何らかの事情により国に帰すことが出来ない場合は入国管理センターに一時的に収容されます。入国管理センターは茨城県と長崎県にあります。
入国警備官になるには
入国警備官になるには出入国在留管理庁の入国警備官採用試験を受験し合格する必要があります。入国警備官は国家公務員であるため採用試験は非常に難しい試験に合格しなければいけません。
採用試験は1次試験と2次試験があり1次試験に合格すると2次試験の具体的な試験案内がきます。2次試験の日程は1次試験合格後に決定しますが、日程変更は不可となっているため注意が必要です。採用試験合格者は地方出入国在留管理局もしくは入国者収容所入国管理センターのいずれかに採用となります。
入国警備官は違法外国人の取り締まりを行うため言語能力や身体能力など非常に高い能力が求められます。
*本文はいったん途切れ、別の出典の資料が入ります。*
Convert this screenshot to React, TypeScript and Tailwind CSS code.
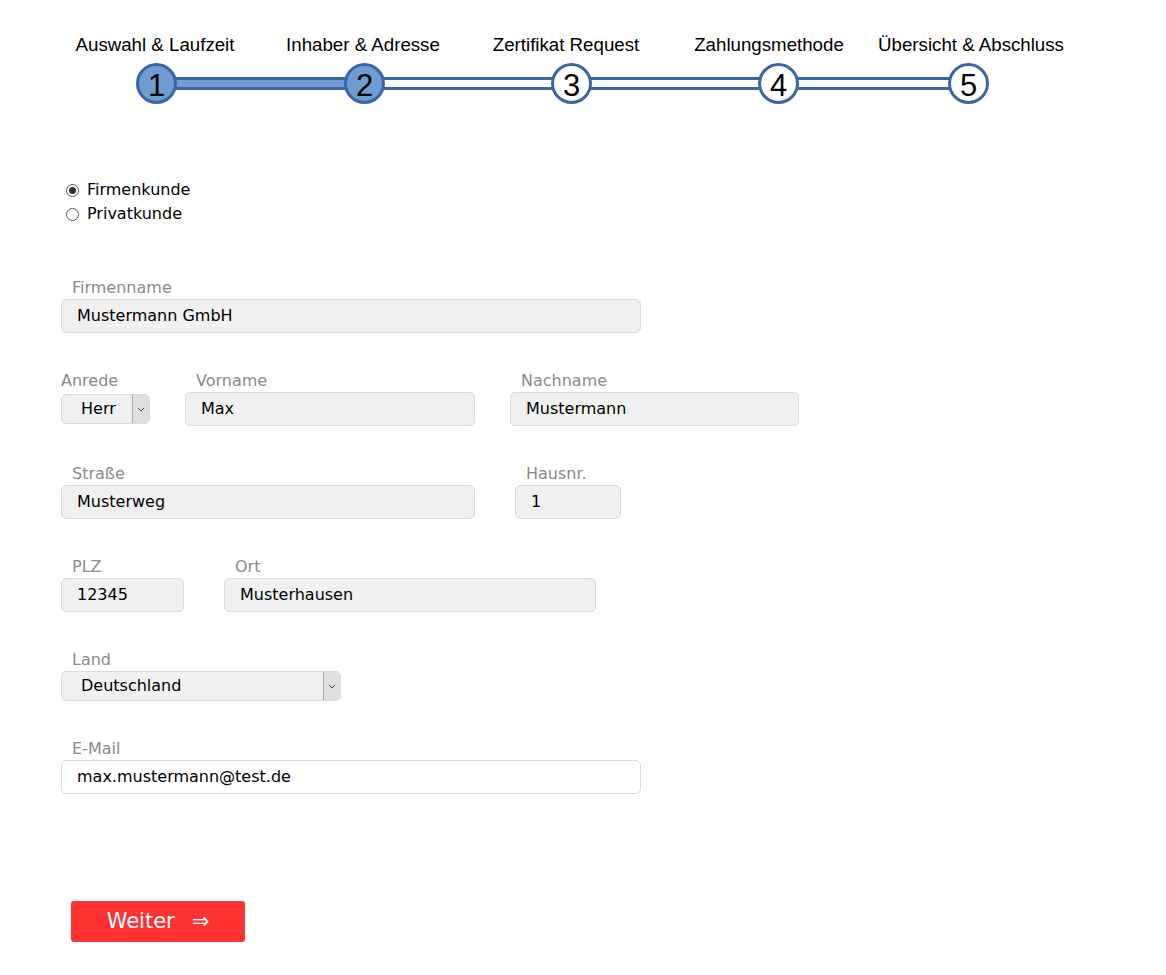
import React from 'react';

const steps = [
  { label: 'Auswahl & Laufzeit', ml: 'ml-[55px]' },
  { label: 'Inhaber & Adresse', ml: 'ml-[8px]' },
  { label: 'Zertifikat Request', ml: 'ml-[3px]' },
  { label: 'Zahlungsmethode', ml: 'ml-[3px]' },
  { label: 'Übersicht & Abschluss', ml: 'ml-[2px]' },
];

const font = "font-['DejaVu_Sans',Verdana,sans-serif]";

function StepCircle({ n, active }: { n: number; active?: boolean }) {
  return (
    <div
      className={`relative z-10 flex h-[41px] w-[41px] shrink-0 items-center justify-center rounded-full border-[3px] border-[#3a66a5] text-[31px] leading-none text-black ${
        active ? 'bg-[#6f9dd1]' : 'bg-white'
      }`}
    >
      <span className="mt-[3px]">{n}</span>
    </div>
  );
}

function Bar({ w, done }: { w: string; done?: boolean }) {
  return (
    <div
      className={`-mx-[2px] h-[13px] border-y-[3px] border-[#3a66a5] ${w} ${done ? 'bg-[#6f9dd1]' : 'bg-white'}`}
    />
  );
}

function Radio({ checked, label }: { checked?: boolean; label: string }) {
  return (
    <div className="flex h-[24px] items-center">
      <div className="ml-[5px] flex h-[13px] w-[13px] items-center justify-center rounded-full border border-[#555] bg-white">
        {checked && <div className="h-[7px] w-[7px] rounded-full bg-[#333]" />}
      </div>
      <span className="ml-[8px] text-[16px] text-black">{label}</span>
    </div>
  );
}

function Label({ children, indent = true }: { children: React.ReactNode; indent?: boolean }) {
  return (
    <div className={`h-[20px] text-[16px] leading-[20px] text-[#8a8a8a] ${indent ? 'pl-[11px]' : ''}`}>{children}</div>
  );
}

function Field({ w, value, white }: { w: string; value: string; white?: boolean }) {
  return (
    <div
      className={`flex h-[34px] items-center rounded-[5px] border border-[#dadada] pl-[15px] text-[16px] text-black ${w} ${
        white ? 'bg-white' : 'bg-[#f0f0f0]'
      }`}
    >
      {value}
    </div>
  );
}

function Select({ w, value }: { w: string; value: string }) {
  return (
    <div
      className={`flex h-[30px] items-center justify-between rounded-[5px] border border-[#dadada] bg-[#f0f0f0] pl-[19px] text-[16px] text-black ${w}`}
    >
      <span>{value}</span>
      <div className="flex h-[28px] w-[17px] items-center justify-center rounded-r-[4px] border-l border-[#a9a9a9] bg-[#dfdfdf]">
        <svg width="8" height="5" viewBox="0 0 8 5" fill="none">
          <path d="M1 1l3 3 3-3" stroke="#444" strokeWidth="1" />
        </svg>
      </div>
    </div>
  );
}

export default function App() {
  return (
    <div className={`min-h-[975px] w-[1166px] bg-white ${font}`}>
      {/* Progress steps */}
      <div className="pt-[34px] font-['Liberation_Sans',Arial,sans-serif]">
        <div className="flex">
          {steps.map((s) => (
            <div key={s.label} className={`w-[200px] text-center text-[18.7px] leading-[22px] text-black ${s.ml}`}>
              {s.label}
            </div>
          ))}
        </div>
        <div className="ml-[136px] mt-[7px] flex items-center">
          <StepCircle n={1} active />
          <Bar w="w-[171px]" done />
          <StepCircle n={2} active />
          <Bar w="w-[170px]" />
          <StepCircle n={3} />
          <Bar w="w-[170px]" />
          <StepCircle n={4} />
          <Bar w="w-[153px]" />
          <StepCircle n={5} />
        </div>
      </div>

      {/* Form */}
      <div className="pl-[61px]">
        <div className="mt-[74px]">
          <Radio checked label="Firmenkunde" />
          <Radio label="Privatkunde" />
        </div>

        <div className="mt-[52px]">
          <Label>Firmenname</Label>
          <div className="mt-[1px]">
            <Field w="w-[580px]" value="Mustermann GmbH" />
          </div>
        </div>

        <div className="mt-[38px] flex">
          <div>
            <Label indent={false}>Anrede</Label>
            <div className="mt-[3px]">
              <Select w="w-[89px]" value="Herr" />
            </div>
          </div>
          <div className="ml-[35px]">
            <Label>Vorname</Label>
            <div className="mt-[1px]">
              <Field w="w-[290px]" value="Max" />
            </div>
          </div>
          <div className="ml-[35px]">
            <Label>Nachname</Label>
            <div className="mt-[1px]">
              <Field w="w-[289px]" value="Mustermann" />
            </div>
          </div>
        </div>

        <div className="mt-[38px] flex">
          <div>
            <Label>Straße</Label>
            <div className="mt-[1px]">
              <Field w="w-[414px]" value="Musterweg" />
            </div>
          </div>
          <div className="ml-[40px]">
            <Label>Hausnr.</Label>
            <div className="mt-[1px]">
              <Field w="w-[106px]" value="1" />
            </div>
          </div>
        </div>

        <div className="mt-[38px] flex">
          <div>
            <Label>PLZ</Label>
            <div className="mt-[1px]">
              <Field w="w-[123px]" value="12345" />
            </div>
          </div>
          <div className="ml-[40px]">
            <Label>Ort</Label>
            <div className="mt-[1px]">
              <Field w="w-[372px]" value="Musterhausen" />
            </div>
          </div>
        </div>

        <div className="mt-[38px]">
          <Label>Land</Label>
          <div className="mt-[1px]">
            <Select w="w-[280px]" value="Deutschland" />
          </div>
        </div>

        <div className="mt-[38px]">
          <Label>E-Mail</Label>
          <div className="mt-[1px]">
            <Field w="w-[580px]" value="max.mustermann@test.de" white />
          </div>
        </div>

        <button className="ml-[10px] mt-[107px] flex h-[41px] w-[174px] items-center justify-center gap-[17px] rounded-[3px] bg-[#fe3232] text-[21px] text-white">
          <span>Weiter</span>
          <span>⇒</span>
        </button>
      </div>
    </div>
  );
}
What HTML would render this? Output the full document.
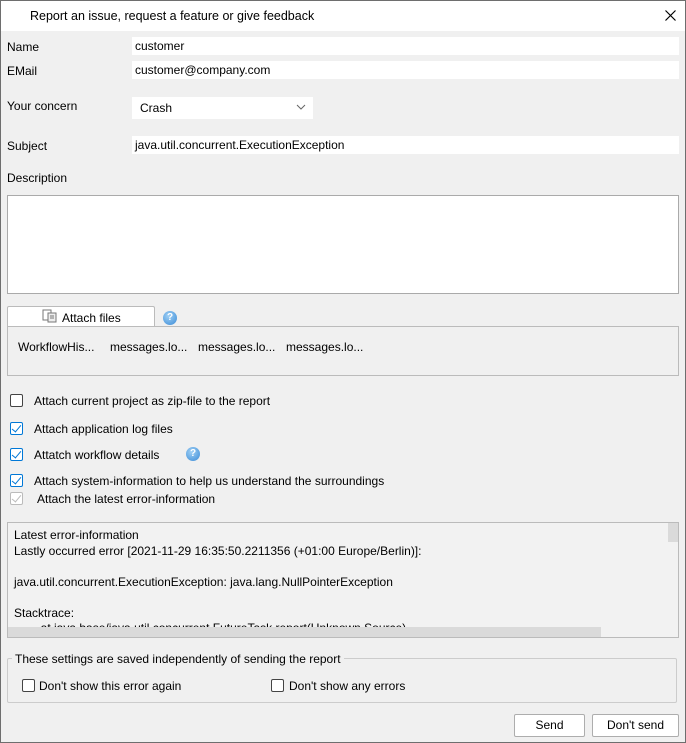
<!DOCTYPE html>
<html><head><meta charset="utf-8"><style>
*{box-sizing:border-box;margin:0;padding:0}
body{width:686px;height:743px;background:#f0f0f0;font-family:"Liberation Sans",sans-serif;font-size:12px;color:#000;position:relative;overflow:hidden}
.a{position:absolute;white-space:nowrap}
.in{position:absolute;background:#fff;height:18px;padding-left:3px;line-height:19px}
.cb{position:absolute;width:13px;height:13px;border:1px solid #333;background:#fff;border-radius:2px}
.cb.on{border-color:#0078d7}
.cb.on::after{content:"";position:absolute;left:3px;top:0px;width:4px;height:8px;border:solid #0078d7;border-width:0 1.5px 1.5px 0;transform:rotate(40deg)}
.cb.dis{border-color:#bbb}
.cb.dis::after{content:"";position:absolute;left:3px;top:0px;width:4px;height:8px;border:solid #bbb;border-width:0 1.5px 1.5px 0;transform:rotate(40deg)}
.help{position:absolute;width:14px;height:14px;border-radius:50%;background:radial-gradient(circle at 40% 35%,#9fd0f5,#3a8ad6);color:#fff;font-weight:bold;font-size:10px;text-align:center;line-height:14px}
.btn{position:absolute;background:#fff;border:1px solid #adadad;border-radius:2px;text-align:center;line-height:21px}
</style></head><body>
<div class="a" style="left:0;top:0;width:686px;height:743px;border:1px solid #6e6e6e"></div>
<div class="a" style="left:1px;top:1px;width:684px;height:30px;background:#fff"></div>
<div class="a" style="left:30px;top:9px;font-size:12.5px">Report an issue, request a feature or give feedback</div>
<svg class="a" style="left:665px;top:10px" width="11" height="11"><path d="M0.5 0.5L10.5 10.5M10.5 0.5L0.5 10.5" stroke="#000" stroke-width="1.2"/></svg>

<div class="a" style="left:7px;top:40px">Name</div>
<div class="in" style="left:132px;top:37px;width:547px">customer</div>
<div class="a" style="left:7px;top:64px">EMail</div>
<div class="in" style="left:132px;top:61px;width:547px">customer@company.com</div>
<div class="a" style="left:7px;top:99px">Your concern</div>
<div class="in" style="left:132px;top:97px;width:181px;height:22px;line-height:23px;padding-left:8px">Crash</div>
<svg class="a" style="left:296px;top:104px" width="10" height="7"><path d="M1 1 L5 5 L9 1" stroke="#666" fill="none"/></svg>
<div class="a" style="left:7px;top:139px">Subject</div>
<div class="in" style="left:132px;top:136px;width:547px">java.util.concurrent.ExecutionException</div>
<div class="a" style="left:7px;top:171px">Description</div>
<div class="a" style="left:7px;top:195px;width:672px;height:99px;background:#fff;border:1px solid #aaa"></div>

<div class="a" style="left:7px;top:306px;width:148px;height:21px;background:#fff;border:1px solid #bbb;border-bottom:none;border-radius:2px 2px 0 0"></div>
<svg class="a" style="left:42px;top:309px" width="16" height="14"><rect x="1" y="1" width="8" height="10" fill="#fff" stroke="#777"/><rect x="6" y="4" width="8" height="9" fill="#eee" stroke="#777"/><path d="M8 7h4M8 9h4" stroke="#777"/></svg>
<div class="a" style="left:62px;top:311px">Attach files</div>
<div class="help" style="left:163px;top:311px">?</div>
<div class="a" style="left:7px;top:326px;width:672px;height:50px;border:1px solid #bbb;background:#f0f0f0"></div>
<div class="a" style="left:18px;top:340px">WorkflowHis...</div>
<div class="a" style="left:110px;top:340px">messages.lo...</div>
<div class="a" style="left:198px;top:340px">messages.lo...</div>
<div class="a" style="left:286px;top:340px">messages.lo...</div>

<div class="cb" style="left:10px;top:394px;border-color:#444"></div>
<div class="a" style="left:34px;top:394px">Attach current project as zip-file to the report</div>
<div class="cb on" style="left:10px;top:422px"></div>
<div class="a" style="left:34px;top:422px">Attach application log files</div>
<div class="cb on" style="left:10px;top:448px"></div>
<div class="a" style="left:34px;top:448px">Attatch workflow details</div>
<div class="help" style="left:186px;top:447px">?</div>
<div class="cb on" style="left:10px;top:474px"></div>
<div class="a" style="left:34px;top:474px">Attach system-information to help us understand the surroundings</div>
<div class="cb dis" style="left:10px;top:492px"></div>
<div class="a" style="left:37px;top:492px">Attach the latest error-information</div>

<div class="a" style="left:7px;top:522px;width:672px;height:116px;border:1px solid #bbb;background:#f2f2f2;overflow:hidden">
<div style="position:absolute;left:6px;top:5px;line-height:15.5px">Latest error-information<br>Lastly occurred error [2021-11-29 16:35:50.2211356 (+01:00 Europe/Berlin)]:<br><br>java.util.concurrent.ExecutionException: java.lang.NullPointerException<br><br>Stacktrace:<br>&nbsp;&nbsp;&nbsp;&nbsp;&nbsp;&nbsp;&nbsp;&nbsp;at java.base/java.util.concurrent.FutureTask.report(Unknown Source)</div>
<div style="position:absolute;left:0;top:104px;width:670px;height:11px;background:#f2f2f2"></div>
<div style="position:absolute;left:0;top:104px;width:593px;height:11px;background:#dadada"></div>
<div style="position:absolute;left:659px;top:0;width:12px;height:104px;background:#f2f2f2"></div>
<div style="position:absolute;left:660px;top:0;width:11px;height:19px;background:#dadada"></div>
</div>

<div class="a" style="left:7px;top:658px;width:670px;height:45px;border:1px solid #ccc;border-radius:2px"></div>
<div class="a" style="left:12px;top:652px;background:#f0f0f0;padding:0 3px">These settings are saved independently of sending the report</div>
<div class="cb" style="left:22px;top:679px;border-color:#444"></div>
<div class="a" style="left:39px;top:679px">Don't show this error again</div>
<div class="cb" style="left:271px;top:679px;border-color:#444"></div>
<div class="a" style="left:289px;top:679px">Don't show any errors</div>

<div class="btn" style="left:514px;top:714px;width:71px;height:23px">Send</div>
<div class="btn" style="left:592px;top:714px;width:87px;height:23px">Don't send</div>
</body></html>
日本の安全を守るという正義感、意思、行動力も合わせて求められます。
入国警備官として必要な能力を身につけるための次の研修が用意されています。
・初任科研修
・中等科研修
・語学委託研修
研修施設は茨城県にあり、体育館や運動場も完備しています。研修では外国人相手のため外国語をはじめとして武道や逮捕術、さらには拳銃の操作訓練なども行われます。
入国警備官は国家公務員であるため福利厚生がしっかりしてます。諸手当として次の手当が完備されています。
・扶養手当・・・扶養親族のある者に支給。子月額10,000円等
・住居手当・・・借家(賃貸のアパート等)に住んでいる者等に、月額最高28,000円
・通勤手当・・・交通機関を利用している者等に、定期券相当額(1か月当たり最高55,000円)等
・期末手当・勤勉手当・・・いわゆるボーナス参考元:https://www.moj.go.jp/isa/supply/recruitment/nyukan_nyukan06.html
まとめ
今回の記事では入国警備官の業務内容や採用難易度について解説しました。入国警備官とは法務省の「出入国在留管理庁」所属の国家公務員であり、入管法に違反して滞在している外国人の摘発や送還を行います。
違反調査を繰り返し行い情報収集をし、必要な情報が出揃った段階で摘発を行います。摘発は違法外国人を取り押さえることになるため非常に危険の伴う仕事です。時間帯も早朝や深夜など人が活動しない時間帯を狙うことが多いです。
違法外国人が滞在している工場などが取り押さえ現場となることも多く、抵抗する外国人に対抗する身体能力も必要な仕事です。
採用難易度は非常に難しく、出入国在留管理庁の入国警備官採用試験を受験し合格する必要があります。合格後は研修制度がしっかりしており基礎から学ぶことができます。また福利厚生もしっかりしているため体力知力に自信のある人にとっては非常にやりがいのある職場となるでしょう。
国民の安全を外国人から守る重要な仕事のため、正義感や気力、そして行動力に自信のある方は目指してみても良いのではないでしょうか。